The data:
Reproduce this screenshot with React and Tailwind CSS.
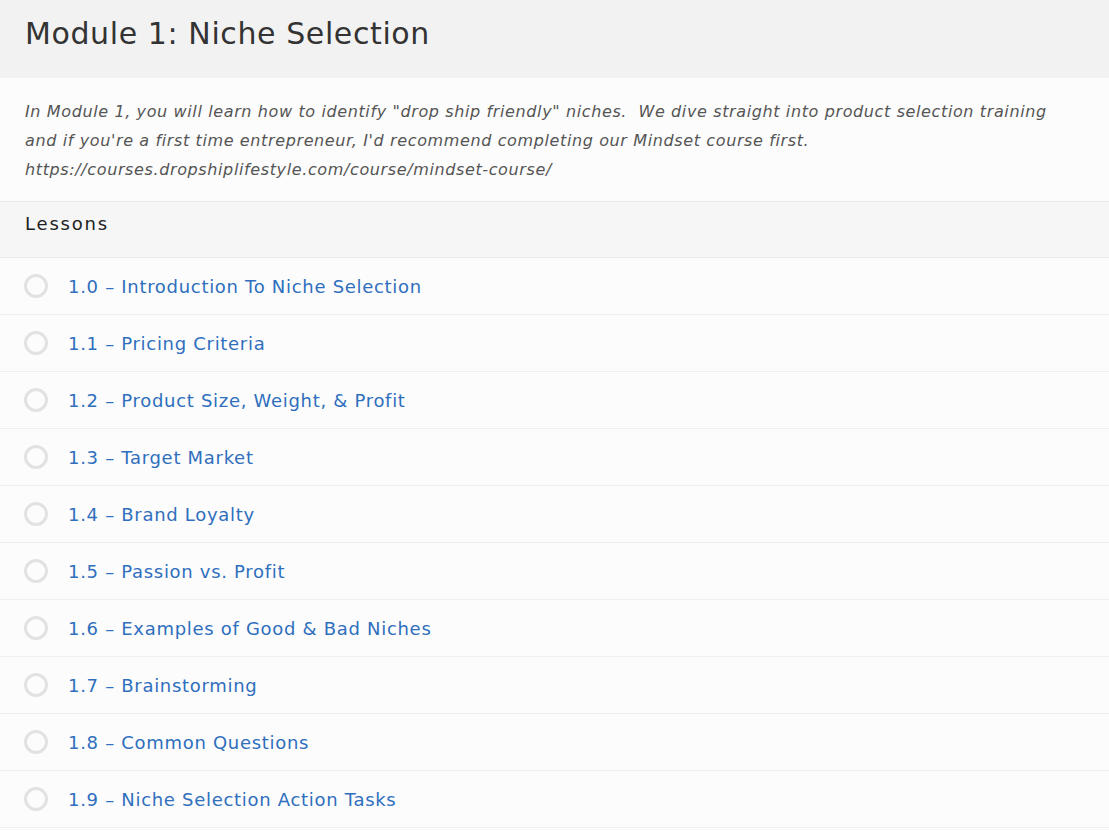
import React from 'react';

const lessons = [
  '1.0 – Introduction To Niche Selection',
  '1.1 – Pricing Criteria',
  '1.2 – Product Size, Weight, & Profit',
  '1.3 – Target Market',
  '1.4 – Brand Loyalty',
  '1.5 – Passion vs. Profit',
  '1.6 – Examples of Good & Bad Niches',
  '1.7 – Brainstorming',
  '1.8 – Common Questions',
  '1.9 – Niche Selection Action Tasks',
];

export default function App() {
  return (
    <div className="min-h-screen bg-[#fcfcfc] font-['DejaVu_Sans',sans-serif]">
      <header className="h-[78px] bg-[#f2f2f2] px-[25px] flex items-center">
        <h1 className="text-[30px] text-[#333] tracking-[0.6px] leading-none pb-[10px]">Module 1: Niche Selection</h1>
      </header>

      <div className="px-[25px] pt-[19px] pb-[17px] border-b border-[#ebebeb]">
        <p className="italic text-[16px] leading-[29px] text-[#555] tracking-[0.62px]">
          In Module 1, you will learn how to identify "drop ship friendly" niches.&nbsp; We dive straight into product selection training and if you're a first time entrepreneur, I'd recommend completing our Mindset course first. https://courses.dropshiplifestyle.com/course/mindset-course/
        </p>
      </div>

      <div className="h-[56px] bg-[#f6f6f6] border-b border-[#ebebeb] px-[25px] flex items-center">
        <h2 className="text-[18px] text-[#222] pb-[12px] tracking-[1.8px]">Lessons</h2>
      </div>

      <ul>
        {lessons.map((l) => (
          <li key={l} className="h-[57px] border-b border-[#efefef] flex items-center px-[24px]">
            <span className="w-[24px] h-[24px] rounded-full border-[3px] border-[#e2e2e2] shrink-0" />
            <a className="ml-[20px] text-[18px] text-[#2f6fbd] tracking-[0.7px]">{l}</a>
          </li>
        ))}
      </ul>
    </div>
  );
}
==
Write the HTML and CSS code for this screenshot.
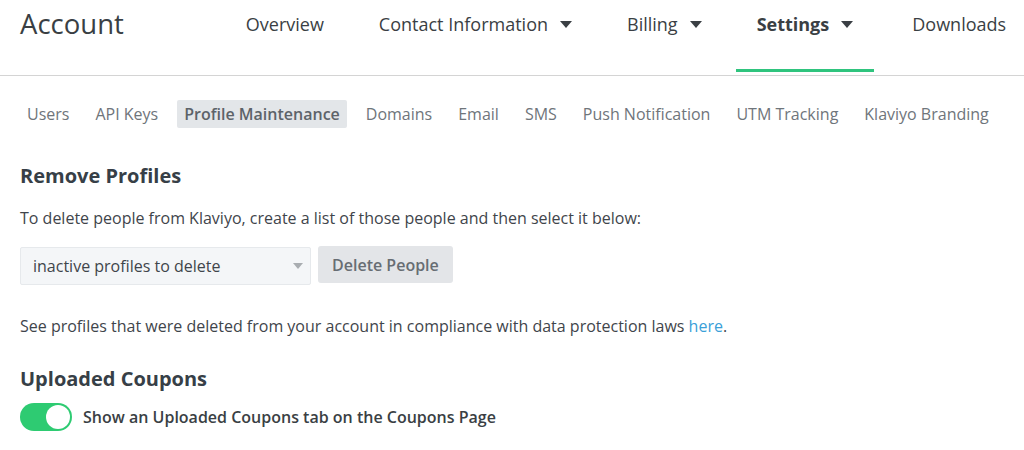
==
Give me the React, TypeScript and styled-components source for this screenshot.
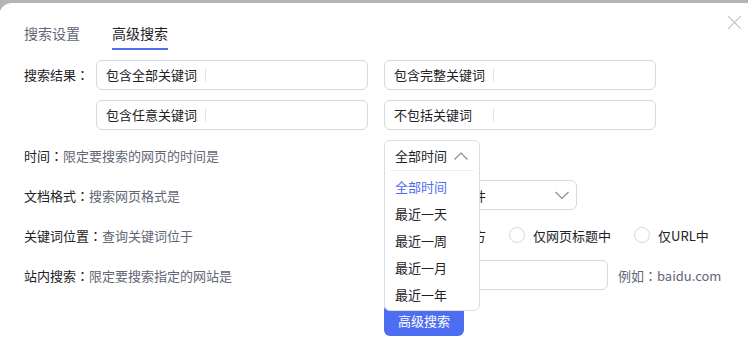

Requirement: Return every line of the preceding records in which the word "React" appears.

Solution to this problem:
Reproduce this screenshot with React and Tailwind CSS.
import React from 'react';
Give me the React, TypeScript and styled-components source for this screenshot.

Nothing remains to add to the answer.